Experienced M&A advisors play a critical role in:

  • Positioning the business correctly
  • Identifying the right private equity partners
  • Structuring deals that balance liquidity, control, and upside
  • Managing competitive dynamics and negotiations

In PE-led transactions, advice materially impacts outcomes.

Conclusion: Strategic Opportunity, Not a One-Size-Fits-All Exit  

Roll-ups and platform deals offer compelling opportunities for mid-market sellers—but only when aligned with the right business, timing, and personal goals.

For founders asking, “Should I sell my business to private equity?” or “Is a roll-up the right exit strategy for me?”, the answer depends on preparation, structure, and partner selection.A confidential, exploratory discussion with an experienced M&A advisor for business owners can help clarify options, assess readiness, and determine whether a roll-up or platform deal is the right path—on your terms.

FAQs:

What is the difference between a roll-up and a platform deal?  

A platform deal is the initial acquisition that serves as the foundation for growth.
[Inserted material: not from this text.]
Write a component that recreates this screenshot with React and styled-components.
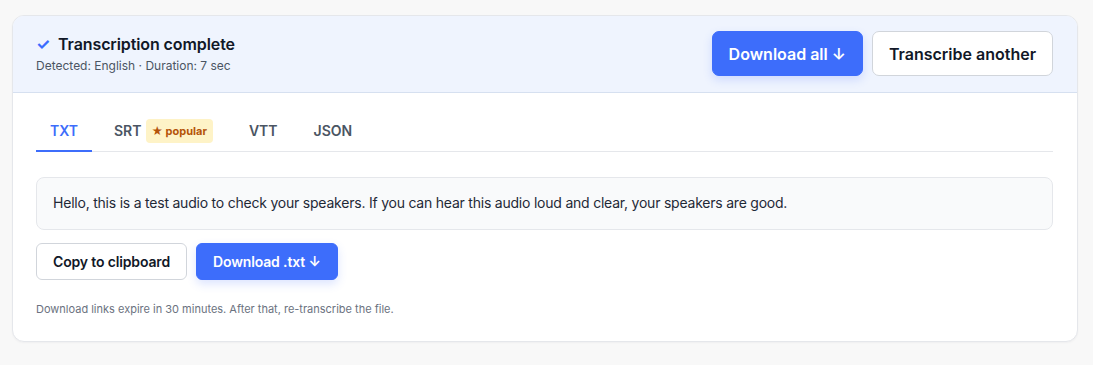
import React, { useState } from "react";
import styled, { createGlobalStyle } from "styled-components";

const GlobalStyle = createGlobalStyle`
  * { box-sizing: border-box; }
  body {
    margin: 0;
    background: #f8f8f8;
    font-family: Inter, "Noto Sans", "Liberation Sans", sans-serif;
    -webkit-font-smoothing: antialiased;
  }
`;

const Page = styled.div`
  padding: 15px 15px 24px 12px;
`;

const Card = styled.div`
  background: #fff;
  border: 1px solid #e5e7eb;
  border-radius: 12px;
  overflow: hidden;
  box-shadow: 0 1px 2px rgba(16, 24, 40, 0.04);
`;

const Header = styled.div`
  display: flex;
  align-items: center;
  justify-content: space-between;
  background: #eff4fe;
  border-bottom: 1px solid #d6e0f0;
  padding: 15px 24px 16px 23px;
`;

const Title = styled.div`
  display: flex;
  align-items: center;
  gap: 8px;
  font-size: 16px;
  font-weight: 600;
  color: #111827;
  line-height: 20px;
  letter-spacing: -0.1px;
`;

const Check = styled.span`
  color: #3b6cff;
  font-size: 16px;
  font-weight: 700;
  width: 14px;
`;

const Sub = styled.div`
  margin-top: 4px;
  font-size: 12px;
  color: #4b5563;
  line-height: 16px;
`;

const Actions = styled.div`
  display: flex;
  gap: 9px;
`;

const Button = styled.button`
  font-family: inherit;
  font-weight: 600;
  font-size: ${(p) => (p.$large ? "16px" : "14px")};
  height: ${(p) => (p.$large ? "45px" : "37px")};
  padding: 0 16px;
  letter-spacing: ${(p) => (p.$large ? "0" : "-0.15px")};
  border-radius: ${(p) => (p.$large ? "7px" : "6px")};
  cursor: pointer;
  border: 1px solid ${(p) => (p.$primary ? "#3d6dfb" : "#d1d5db")};
  background: ${(p) => (p.$primary ? "#3d6dfb" : "#fff")};
  color: ${(p) => (p.$primary ? "#fff" : "#111827")};
  box-shadow: ${(p) =>
    p.$primary ? "0 4px 10px rgba(59, 108, 255, 0.18)" : "none"};
`;

const Body = styled.div`
  padding: 14px 24px 24px 23px;
`;

const Tabs = styled.div`
  display: flex;
  gap: 8px;
  border-bottom: 1px solid #e5e7eb;
`;

const Tab = styled.div`
  display: flex;
  align-items: center;
  gap: 4px;
  padding: 12px 14px 7px;
  font-size: 14px;
  font-weight: 600;
  line-height: 20px;
  color: ${(p) => (p.$active ? "#3d6dfb" : "#4b5563")};
  border-bottom: 2px solid ${(p) => (p.$active ? "#3d6dfb" : "transparent")};
  margin-bottom: -1px;
  cursor: pointer;
`;

const Badge = styled.span`
  display: inline-flex;
  align-items: center;
  gap: 3px;
  background: #fef3c7;
  color: #b45309;
  font-size: 11px;
  font-weight: 700;
  padding: 4px 6px;
  border-radius: 4px;
  line-height: 16px;
`;

const TextBox = styled.div`
  margin-top: 25px;
  background: #f9fafb;
  border: 1px solid #e5e7eb;
  border-radius: 8px;
  padding: 15px 16px 16px;
  font-size: 14px;
  line-height: 20px;
  color: #1f2937;
  letter-spacing: -0.22px;
`;

const Row = styled.div`
  display: flex;
  gap: 9px;
  margin-top: 13px;
`;

const Note = styled.div`
  margin-top: 21px;
  font-size: 11px;
  line-height: 16px;
  color: #6b7280;
`;

const tabs = ["TXT", "SRT", "VTT", "JSON"];

export default function App() {
  const [active, setActive] = useState("TXT");
  return (
    <>
      <GlobalStyle />
      <Page>
        <Card>
          <Header>
            <div>
              <Title>
                <Check>✓</Check>
                Transcription complete
              </Title>
              <Sub>Detected: English · Duration: 7 sec</Sub>
            </div>
            <Actions>
              <Button $primary $large>
                Download all ↓
              </Button>
              <Button $large>Transcribe another</Button>
            </Actions>
          </Header>
          <Body>
            <Tabs>
              {tabs.map((t) => (
                <Tab key={t} $active={t === active} onClick={() => setActive(t)}>
                  {t}
                  {t === "SRT" && <Badge>★ popular</Badge>}
                </Tab>
              ))}
            </Tabs>
            <TextBox>
              Hello, this is a test audio to check your speakers. If you can
              hear this audio loud and clear, your speakers are good.
            </TextBox>
            <Row>
              <Button>Copy to clipboard</Button>
              <Button $primary>Download .{active.toLowerCase()} ↓</Button>
            </Row>
            <Note>
              Download links expire in 30 minutes. After that, re-transcribe the
              file.
            </Note>
          </Body>
        </Card>
      </Page>
    </>
  );
}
A roll-up involves adding additional businesses to that platform over time.

Are roll-ups good for business owners?  

They can be, especially for owners seeking partial liquidity and continued upside. The structure must align with personal and financial goals.

Do sellers keep equity in roll-up deals?  
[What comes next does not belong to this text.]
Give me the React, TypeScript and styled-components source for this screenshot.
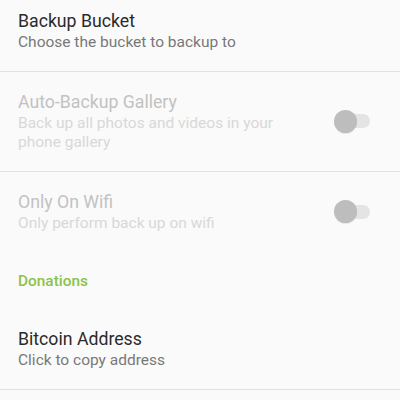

Often, yes. Many sellers roll a portion of their proceeds into equity in the platform, creating participation in future exits.

How are roll-up companies valued?  

Valuation depends on earnings, growth potential, scalability, and strategic fit. Platforms and early add-ons often receive higher multiples than later-stage targets.

When should a business consider joining a roll-up?  

Typically, when the business has stable earnings, strong management, and growth potential but would benefit from scale and capital.